El caso es que tuvimos que salir con celeridad y buscamos un
lugar donde tomar una cervecita fresca para hacer recapitulación del día.
Entonces comenzó a llover. Reconozco que no pensé en ese momento en que tendría
dificultades para volver a casa, pero cuando llamé a mi marido para que viniera
a recogerme el agua en la calle formaba casi un río. Fue él quien, tras
demorarse un largo rato, me comentó que la riada había hecho desaparecer
prácticamente la pista de tierra que une de forma rápida nuestra casa con el
centro. También me dijo que había tenido dificultades para llegar a causa del
gentío. Ahí comienza, verdaderamente, el relato del hecho curioso:
Creo que para los guineenses esta tormenta no suponía un
peligro, o ellos no la vieron así; un día tendré que preguntarles si diferencian
unas lluvias de otras. El caso es que la cantidad de agua que cayó lo inundó
todo y, contrariamente a lo que pudiéramos imaginar, lejos de huir a sus casas
todo Caracol y Zona Siete se echó a la calle para bañarse. No lo digo en broma.
Cuando volvíamos por el más seguro camino asfaltado, oleadas de personas regresaban
por la carretera del Estadio con
bañadores, pelotas de futbol, jabón y esponjas… como siempre que es necesaria
una foto, no tenía batería en el teléfono.

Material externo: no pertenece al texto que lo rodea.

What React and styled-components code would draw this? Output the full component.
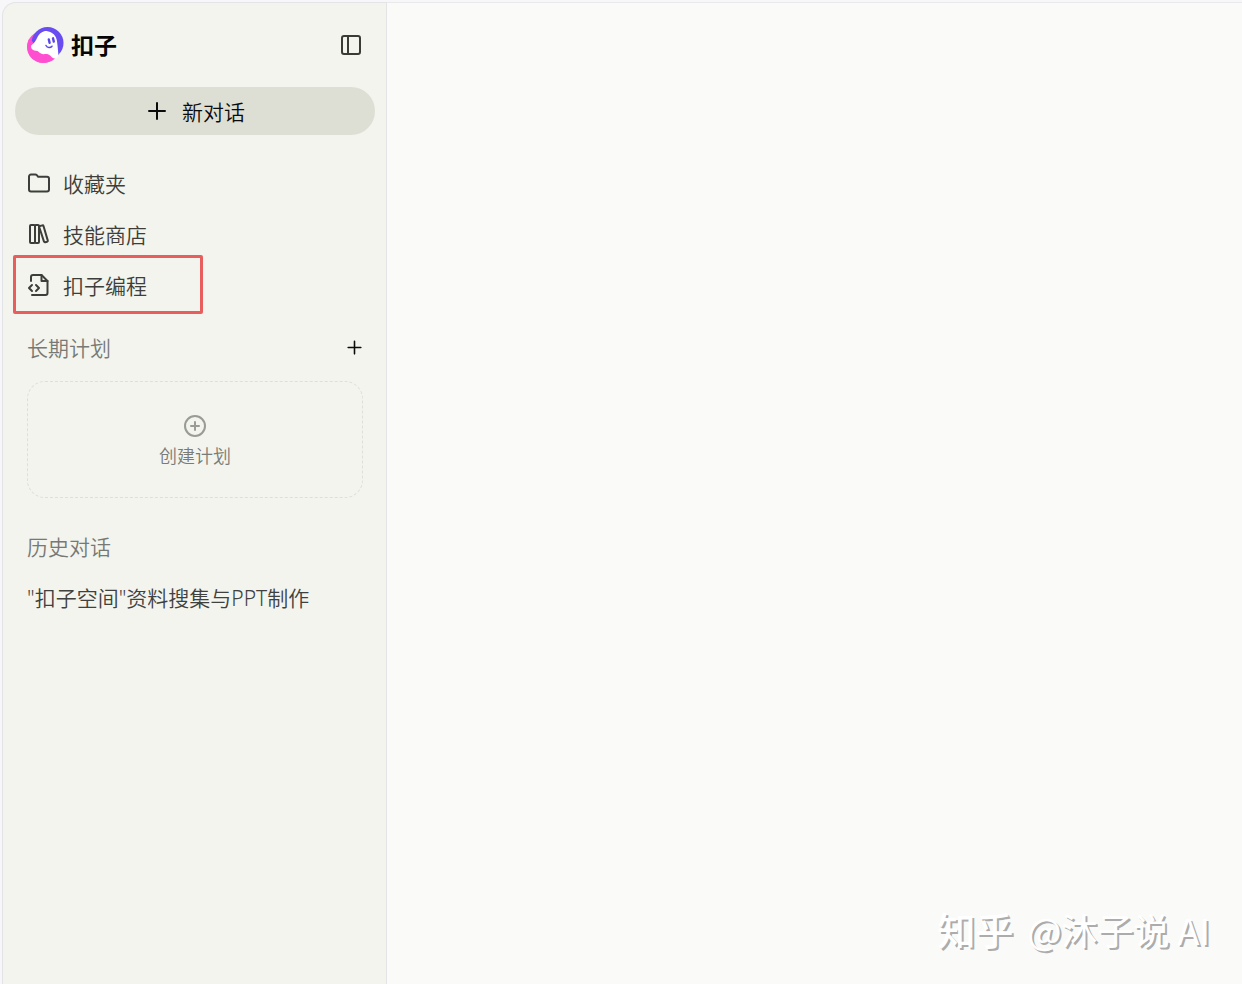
import React from "react";
import styled, { createGlobalStyle } from "styled-components";

const GlobalStyle = createGlobalStyle`
  *, *::before, *::after { box-sizing: border-box; }
  body {
    margin: 0;
    background: #f7f7f9;
    font-family: "Noto Sans", "Noto Sans CJK SC", sans-serif;
    font-weight: 350;
  }
  button { font: inherit; border: 0; padding: 0; background: none; cursor: pointer; }
  a { color: inherit; text-decoration: none; }
  svg { display: block; flex: none; }
`;

const Shell = styled.div`
  display: flex;
  min-height: 100vh;
  padding: 2px 0 0 2px;
`;

const Sidebar = styled.aside`
  flex: none;
  width: 385px;
  padding: 12px 11px 24px 12px;
  border: 1px solid #e3e4e6;
  border-bottom: 0;
  border-top-left-radius: 14px;
  background: #f2f4ed;
`;

const Main = styled.main`
  flex: 1;
  display: flex;
  justify-content: flex-end;
  align-items: flex-end;
  padding: 0 32px 28px;
  border-top: 1px solid #e9e9eb;
  background: #fafbf8;
`;

const Header = styled.header`
  display: flex;
  align-items: center;
  justify-content: space-between;
  height: 60px;
  padding: 0 12px;
`;

const Brand = styled.a`
  display: flex;
  align-items: center;
  gap: 7px;
  color: #050505;
  font-size: 23px;
  font-weight: 700;
  line-height: 36px;
`;

const IconButton = styled.button`
  display: flex;
  color: ${(p) => p.$color};
`;

const NewChat = styled.button`
  display: flex;
  align-items: center;
  justify-content: center;
  gap: 13px;
  width: 100%;
  height: 48px;
  margin: 12px 0 24px;
  border-radius: 24px;
  background: #dddfd5;
  color: #0b0b0b;
  font-size: 21px;
`;

const Nav = styled.nav`
  display: flex;
  flex-direction: column;
  gap: 3px;
`;

const NavItem = styled.a`
  position: relative;
  display: flex;
  align-items: center;
  gap: 12px;
  height: 48px;
  padding: 0 12px;
  color: #3d3e3b;
  font-size: 21px;
`;

const Highlight = styled.span`
  position: absolute;
  top: -6px;
  left: -2px;
  width: 190px;
  height: 59px;
  border: 3px solid #e85e5d;
  border-radius: 2px;
  pointer-events: none;
`;

const SectionHead = styled.div`
  display: flex;
  align-items: center;
  justify-content: space-between;
  height: 48px;
  margin-top: ${(p) => p.$top};
  padding: 0 11px 0 12px;
`;

const SectionTitle = styled.h2`
  margin: 0;
  color: #787975;
  font-size: 21px;
  font-weight: 350;
`;

const PlanCard = styled.button`
  display: flex;
  flex-direction: column;
  align-items: center;
  justify-content: center;
  gap: 6px;
  width: calc(100% - 24px);
  height: 117px;
  margin: 10px 12px 0;
  padding-top: 2px;
  border: 1px dashed #dddfd9;
  border-radius: 18px;
  color: #7a7b77;
  font-size: 18px;
  line-height: 24px;
`;

const PlanIcon = styled.span`
  color: #999b96;
`;

const HistoryItem = styled.a`
  display: flex;
  align-items: center;
  height: 48px;
  margin-top: 3px;
  padding: 0 12px;
  color: #40413f;
  font-size: 21px;
  white-space: nowrap;
`;

const Watermark = styled.div`
  display: flex;
  align-items: center;
  gap: 14px;
  color: #ffffff;
  font-family: "Noto Sans CJK SC", sans-serif;
  font-size: 36px;
  font-weight: 400;
  line-height: 54px;
  text-shadow: 2px 2px 0 #acacac;
  white-space: nowrap;
`;

const WatermarkSite = styled.span`
  font-size: 38px;
  font-weight: 500;
`;

function Icon({ size = 24, width = 2, children }) {
  return (
    <svg
      width={size}
      height={size}
      viewBox="0 0 24 24"
      fill="none"
      stroke="currentColor"
      strokeWidth={width}
      strokeLinecap="round"
      strokeLinejoin="round"
      aria-hidden="true"
    >
      {children}
    </svg>
  );
}

function Logo() {
  return (
    <svg width="37" height="36" viewBox="0 0 37 36" aria-hidden="true">
      <circle cx="16" cy="20" r="16" fill="#ff4fd0" />
      <circle cx="20.500" cy="16" r="16" fill="#694df0" />
      <path
        d="M2 12C-1.500 20 1 28 7 32.500C13 37 22 37 28 31.500L27 24L8 18L5 14Z"
        fill="#ff4fd0"
      />
      <path
        d="M4.700 18C7.500 16.500 8.700 13.500 10.300 10.500C12.500 6 16.500 3.600 20.500 4.200C26 5 29.300 9 30 14C30.600 18.500 31 23 31.300 27C31.300 29.500 30 32 27.600 31.600C24.500 31 23.800 28 21 27.200C18.500 26.500 16.500 27.800 14 26.600C11.800 25.500 11.500 24 9 23.800C6.500 23.600 4.700 22.500 4.300 20.800C4 19.500 4 18.500 4.700 18Z"
        fill="#fff"
      />
      <g stroke="#5947e8" fill="none" strokeLinecap="round">
        <path d="M21.800 12.500l.8 3.300M26 11.300l.8 3.300" strokeWidth="2.400" />
        <path d="M19 18.500c1.400 2.500 4.400 2.700 6 .7" strokeWidth="1.500" />
      </g>
    </svg>
  );
}

const PanelIcon = () => (
  <Icon>
    <rect x="3" y="3" width="18" height="18" rx="2" />
    <path d="M9 3v18" />
  </Icon>
);

const PlusIcon = ({ size, width }) => (
  <Icon size={size} width={width}>
    <path d="M4 12h16M12 4v16" />
  </Icon>
);

const FolderIcon = () => (
  <Icon>
    <path d="M2 5.500a2 2 0 0 1 2-2h4.300a2 2 0 0 1 1.500.7l1.400 1.600h8.800a2 2 0 0 1 2 2v10.700a2 2 0 0 1-2 2H4a2 2 0 0 1-2-2Z" />
  </Icon>
);

const BooksIcon = () => (
  <Icon>
    <rect x="3" y="3" width="5" height="18" rx="1" />
    <rect x="8" y="3" width="4" height="18" rx="1" />
    <path d="M12.300 4.200l3-.8a1 1 0 0 1 1.200.7l4.300 14.500a1 1 0 0 1-.7 1.200l-1.900.5a1 1 0 0 1-1.200-.7L12.300 5.200Z" />
  </Icon>
);

const CodeFileIcon = () => (
  <Icon>
    <path d="M4 8V4a2 2 0 0 1 2-2h8.500l6 6v12a2 2 0 0 1-2 2H5" />
    <path d="M14.500 2v6h6" />
    <path d="M5 12l-3 3 3 3M9 12l3 3-3 3" />
  </Icon>
);

const CirclePlusIcon = () => (
  <Icon>
    <circle cx="12" cy="12" r="10" />
    <path d="M8 12h8M12 8v8" />
  </Icon>
);

const navItems = [
  { label: "收藏夹", icon: FolderIcon },
  { label: "技能商店", icon: BooksIcon },
  { label: "扣子编程", icon: CodeFileIcon, highlighted: true },
];

export default function App() {
  return (
    <>
      <GlobalStyle />
      <Shell>
        <Sidebar>
          <Header>
            <Brand href="#">
              <Logo />
              扣子
            </Brand>
            <IconButton $color="#393b37" aria-label="收起侧边栏">
              <PanelIcon />
            </IconButton>
          </Header>
          <NewChat>
            <PlusIcon size={24} width={2} />
            新对话
          </NewChat>
          <Nav>
            {navItems.map(({ label, icon: ItemIcon, highlighted }) => (
              <NavItem href="#" key={label}>
                <ItemIcon />
                {label}
                {highlighted && <Highlight />}
              </NavItem>
            ))}
          </Nav>
          <SectionHead $top="14px">
            <SectionTitle>长期计划</SectionTitle>
            <IconButton $color="#0b0b0b" aria-label="新建长期计划">
              <PlusIcon size={19} width={2} />
            </IconButton>
          </SectionHead>
          <PlanCard>
            <PlanIcon>
              <CirclePlusIcon />
            </PlanIcon>
            创建计划
          </PlanCard>
          <SectionHead $top="24px">
            <SectionTitle>历史对话</SectionTitle>
          </SectionHead>
          <HistoryItem href="#">"扣子空间"资料搜集与PPT制作</HistoryItem>
        </Sidebar>
        <Main>
          <Watermark>
            <WatermarkSite>知乎</WatermarkSite>
            <span>@沐子说 AI</span>
          </Watermark>
        </Main>
      </Shell>
    </>
  );
}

Las mujeres, con el cabello protegido por una bolsa a modo
de gorro, posaban en traje de baño mientras otras, cubiertas con paraguas, les
hacían fotos. Los niños y jóvenes se sumergieron en las lagunas que forma el
agua en los arrozales y cunetas para disputar partidos de “waterfútbol” o algo
así (no es waterpolo porque no saben nadar), muchos se ducharon realmente, con
agua caída del cielo, jabón y esponja,
frotando enérgicamente sus cuerpos. Y, finalizada la lluvia, todos volvían a
sus lugares de origen excitados y felices, con la misma algarabía que provoca
el festejo de un triunfo, una boda o cualquier otra celebración. Se retiraban
en grandes grupos, parlanchines, activos, sin prisa por abandonarse, como si
esperaran que volviera a inundarse todo para proseguir el juego. Y no eran
jóvenes, o niños, no. Podían verse familias enteras, ancianos, madres con
bebés… No eran muchos, eran cientos, miles… casi no se podía pasar.

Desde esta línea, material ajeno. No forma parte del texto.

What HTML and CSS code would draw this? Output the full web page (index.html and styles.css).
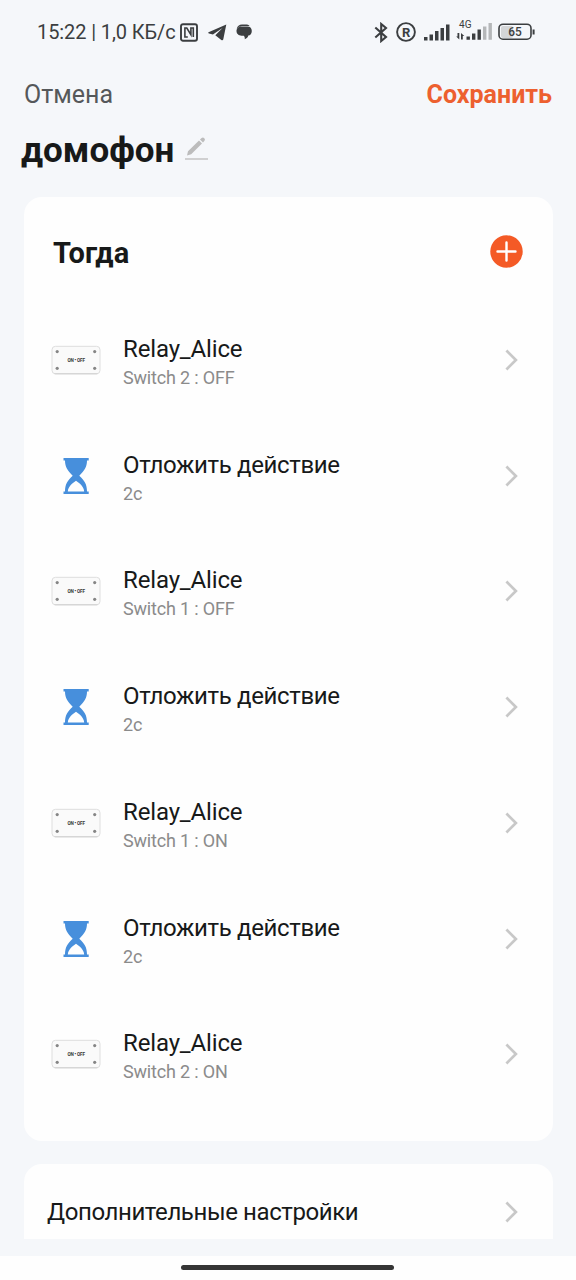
FILE: index.html
```html
<!DOCTYPE html>
<html lang="ru">
<head>
<meta charset="utf-8">
<title>домофон</title>
<link rel="stylesheet" href="styles.css">
</head>
<body>
<svg class="defs" aria-hidden="true">
  <symbol id="chevron" viewBox="0 0 14 24"><path d="M2.400 2.500 11.900 12 2.400 21.500" fill="none" stroke="#c8c8c8" stroke-width="2.700"/></symbol>
  <symbol id="hourglass" viewBox="0 0 26 36">
    <path fill="#478fdc" fill-rule="evenodd" d="M.5 0H25.700V2.600H24C24 9 21.500 12.500 16.300 17.800C21.500 22.500 24 26.500 24 33.400H25.700V36H.5V33.400H2C2 26.500 4.500 22.500 9.700 17.800C4.500 12.500 2 9 2 2.600H.5ZM13 22.800C9.500 25 5.300 28.500 4.800 33.400H21.200C20.700 28.500 16.500 25 13 22.800Z"/>
  </symbol>
  <symbol id="relay" viewBox="0 0 50 30">
    <rect x="1" y="1.300" width="48" height="27.500" rx="3.500" fill="#fafafa" stroke="#dedede"/>
    <path d="M3.500 28.800H46.500" stroke="#cfcfcf"/>
    <g fill="#858585"><circle cx="6.200" cy="6.600" r="1.600"/><circle cx="43.700" cy="6.600" r="1.600"/><circle cx="6.200" cy="23.300" r="1.600"/><circle cx="43.700" cy="23.300" r="1.600"/></g>
    <text x="25.200" y="16.900" text-anchor="middle" textLength="17.500" font-family="Roboto, sans-serif" font-size="4.600" font-weight="700" fill="#333">ON • OFF</text>
  </symbol>
</svg>
<div class="screen">
  <header class="status">
    <span class="status-text">15:22 | 1,0 КБ/с</span>
    <svg class="nfc" width="18" height="19" viewBox="0 0 18 19"><rect x="1" y="1.200" width="16" height="16.500" rx="2" fill="none" stroke="#3b3e40" stroke-width="1.900"/><path d="M7.800 14H4.900V5H6.800L10.900 11.700V5H13.300V14" fill="none" stroke="#3b3e40" stroke-width="1.600"/></svg>
    <svg class="telegram" width="19" height="17" viewBox="0 0 19 17"><path fill="#3b3e40" d="M18.300.5.5 8.200C0 8.700.3 9.200 1 9.400L4.900 10.500 14.500 4 7.300 11.300 13.300 16C14.300 16.600 15 16.400 15.300 15.300Z"/></svg>
    <svg class="chat" width="17" height="16" viewBox="0 0 17 16"><path fill="#3b3e40" d="M.7 5C1.200 2 3.300.5 6 .5H9.500C11.500.5 12.700 1 13.600 1.900H6C3.700 1.900 2 3 .7 5ZM5.500 2.500H11.500C14.300 2.500 15.800 4.300 15.800 7C15.800 9.700 14.300 11.300 12.300 11.600C12 13.200 10.700 14.600 8.700 15.300C9 14 8.700 12.700 7.800 11.700H5.500C2.700 11.700.5 9.900.5 7.100S2.700 2.500 5.500 2.500Z"/></svg>
    <svg class="bt" width="14" height="21" viewBox="0 0 14 21"><path d="M1.300 5.500 12 15 7.200 19V2L12 6 1.300 15.500" fill="none" stroke="#3b3e40" stroke-width="2.100"/></svg>
    <svg class="reg" width="20" height="20" viewBox="0 0 20 20"><circle cx="10" cy="10" r="8.900" fill="none" stroke="#3b3e40" stroke-width="1.900"/><text x="10.200" y="14.500" text-anchor="middle" font-family="Roboto, sans-serif" font-size="13" font-weight="700" fill="#3b3e40">R</text></svg>
    <svg class="signal" width="26" height="17" viewBox="0 0 26 17"><path fill="#3b3e40" d="M0 13H3.500V16.500H0ZM5.500 10.500H9V16.500H5.500ZM11 7H14.500V16.500H11ZM16.500 4H20V16.500H16.500ZM22 .5H25.500V16.500H22Z"/></svg>
    <svg class="lte" width="37" height="25" viewBox="0 0 37 25"><text x="3" y="13" textLength="12.500" lengthAdjust="spacingAndGlyphs" font-family="Roboto, sans-serif" font-size="10.500" fill="#3b3e40">4G</text><path fill="#3b3e40" d="M1.500 18H3.300V24.500L.2 21.500H1.500ZM5 24.500V18L8.300 21H6.800V24.500ZM10.500 21.500H13.900V24.700H10.500ZM16 18.500H19.400V24.700H16ZM21.500 14.500H24.900V24.700H21.500Z"/><path fill="#b5b7b9" d="M27 11.500H30.400V24.700H27ZM32.500 8H35.900V24.700H32.500Z"/></svg>
    <svg class="battery" width="38" height="18" viewBox="0 0 38 18"><rect x="3" y="3" width="12" height="12" rx="2" fill="#d4d6d8"/><rect x="1" y="1.200" width="32" height="15" rx="4" fill="none" stroke="#3b3e40" stroke-width="1.600"/><path d="M35.600 6.500V11.500" stroke="#3b3e40" stroke-width="2"/><text x="17" y="13.100" text-anchor="middle" textLength="13.500" lengthAdjust="spacingAndGlyphs" font-family="Roboto, sans-serif" font-size="12" font-weight="500" fill="#3b3e40">65</text></svg>
  </header>
  <nav class="actions"><span class="cancel">Отмена</span><span class="save">Сохранить</span></nav>
  <div class="title-row">
    <h1 class="title">домофон</h1>
    <svg class="pencil" width="23" height="23" viewBox="0 0 23 23"><path d="M0 22H23" stroke="#bcbcbc" stroke-width="1.300"/><path fill="#bcbcbc" d="M2 18.500 3 14.200 14 3.400 17 6.400 6.200 17.300ZM15 2.500 16.600 1Q18 0 19.300 1.200T19.500 3.800L18 5.400Z"/></svg>
  </div>
  <main class="content">
    <section class="card">
      <div class="card-head">
        <h2 class="card-title">Тогда</h2>
        <svg class="add" width="33" height="33" viewBox="0 0 33 33"><circle cx="16.500" cy="16.500" r="16.200" fill="#f45a26"/><path d="M16.500 7.500V25.500M7.500 16.500H25.500" stroke="#fff" stroke-width="2.400" stroke-linecap="round"/></svg>
      </div>
      <ul class="list">
        <li class="item"><svg class="relay"><use href="#relay"/></svg><div class="label"><p class="name">Relay_Alice</p><p class="note">Switch 2 : OFF</p></div><svg class="chevron"><use href="#chevron"/></svg></li>
        <li class="item"><svg class="hourglass"><use href="#hourglass"/></svg><div class="label"><p class="name wide">Отложить действие</p><p class="note">2с</p></div><svg class="chevron"><use href="#chevron"/></svg></li>
        <li class="item"><svg class="relay"><use href="#relay"/></svg><div class="label"><p class="name">Relay_Alice</p><p class="note">Switch 1 : OFF</p></div><svg class="chevron"><use href="#chevron"/></svg></li>
        <li class="item"><svg class="hourglass"><use href="#hourglass"/></svg><div class="label"><p class="name wide">Отложить действие</p><p class="note">2с</p></div><svg class="chevron"><use href="#chevron"/></svg></li>
        <li class="item"><svg class="relay"><use href="#relay"/></svg><div class="label"><p class="name">Relay_Alice</p><p class="note">Switch 1 : ON</p></div><svg class="chevron"><use href="#chevron"/></svg></li>
        <li class="item"><svg class="hourglass"><use href="#hourglass"/></svg><div class="label"><p class="name wide">Отложить действие</p><p class="note">2с</p></div><svg class="chevron"><use href="#chevron"/></svg></li>
        <li class="item"><svg class="relay"><use href="#relay"/></svg><div class="label"><p class="name">Relay_Alice</p><p class="note">Switch 2 : ON</p></div><svg class="chevron"><use href="#chevron"/></svg></li>
      </ul>
    </section>
    <section class="more"><span class="more-text">Дополнительные настройки</span><svg class="chevron"><use href="#chevron"/></svg></section>
  </main>
  <footer class="home"><div class="home-bar"></div></footer>
</div>
</body>
</html>
```
FILE: styles.css
```css
* { box-sizing: border-box; margin: 0; padding: 0; }
body { font-family: Roboto, "Noto Sans", sans-serif; background: #f5f7fa; color: #171919; }
svg { display: block; flex: none; }
.defs { display: none; }
.screen { width: 576px; height: 1280px; display: flex; flex-direction: column; overflow: hidden; }

.status { height: 64px; padding-left: 37px; display: flex; align-items: center; color: #3b3e40; }
.status-text { width: 143px; font-size: 20px; line-height: 24px; letter-spacing: -0.1px; white-space: nowrap; }
.telegram { margin-left: 10px; }
.chat { margin-left: 9px; }
.bt { margin-left: 121px; }
.reg { margin-left: 8px; }
.signal { margin-left: 8px; }
.lte { margin-left: 6px; margin-bottom: 9px; }
.battery { margin-left: 5px; }

.actions { height: 60px; padding: 1px 24px 0; display: flex; justify-content: space-between; align-items: center; font-size: 25px; line-height: 30px; }
.cancel { color: #55585a; }
.save { color: #ed602f; font-weight: 700; }

.title-row { height: 73px; padding: 6px 0 0 21px; display: flex; align-items: flex-start; gap: 11px; }
.title { font-size: 35px; line-height: 42px; font-weight: 700; }
.pencil { margin-top: 7px; }

.content { height: 1042px; padding: 0 23px 0 24px; overflow: hidden; }
.card { height: 944px; border-radius: 18px; background: #fefefe; }
.card-head { height: 105px; padding: 2px 30px 0 29px; display: flex; align-items: center; justify-content: space-between; }
.card-title { font-size: 29px; line-height: 34px; font-weight: 700; padding-top: 4px; }
.add { margin-top: 2px; }
.list { list-style: none; }
.item { height: 115.75px; padding: 0 35px 0 27px; display: flex; align-items: center; }
.relay { width: 50px; height: 30px; margin-right: 22px; }
.hourglass { width: 26px; height: 36px; margin: 0 34px 0 12px; }
.label { flex: 1; padding-top: 5px; }
.name { font-size: 24px; line-height: 30px; letter-spacing: -0.15px; }
.name.wide { letter-spacing: -0.35px; }
.note { font-size: 18px; line-height: 27px; letter-spacing: -0.18px; color: #8b8b8b; }
.chevron { width: 14px; height: 24px; }

.more { height: 100px; margin-top: 23px; padding: 0 35px 5px 23px; display: flex; align-items: center; justify-content: space-between; border-radius: 18px 18px 0 0; background: #fefefe; }
.more-text { font-size: 24px; line-height: 30px; letter-spacing: -0.4px; padding-top: 1px; }
.home { height: 24px; margin-top: 17px; padding: 9px 1px 0 0; background: #fefefe; }
.home-bar { width: 213px; height: 5px; margin: 0 auto; border-radius: 3px; background: #353535; }
```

Cuando menos fue curioso. Llegamos a casa epatados –perdón
por el cultismo, pero es así- y sonrientes, casi incrédulos. No hace mucho
había comentado que de niña lo que más me gustaba era salir a la calle y
caminar bajo la lluvia; si me hubiera atrevido (eran otros tiempos), hasta
habría corrido y bailado. Ahora, viéndolos, imagino que es un instinto
ancestral del ser humano que en este país es más evidente porque la cultura ha
borrado menos el pasado y la naturaleza mantiene despiertos los instintos. En
este caso, la celebración del milagro del agua, que da vida y riqueza al país.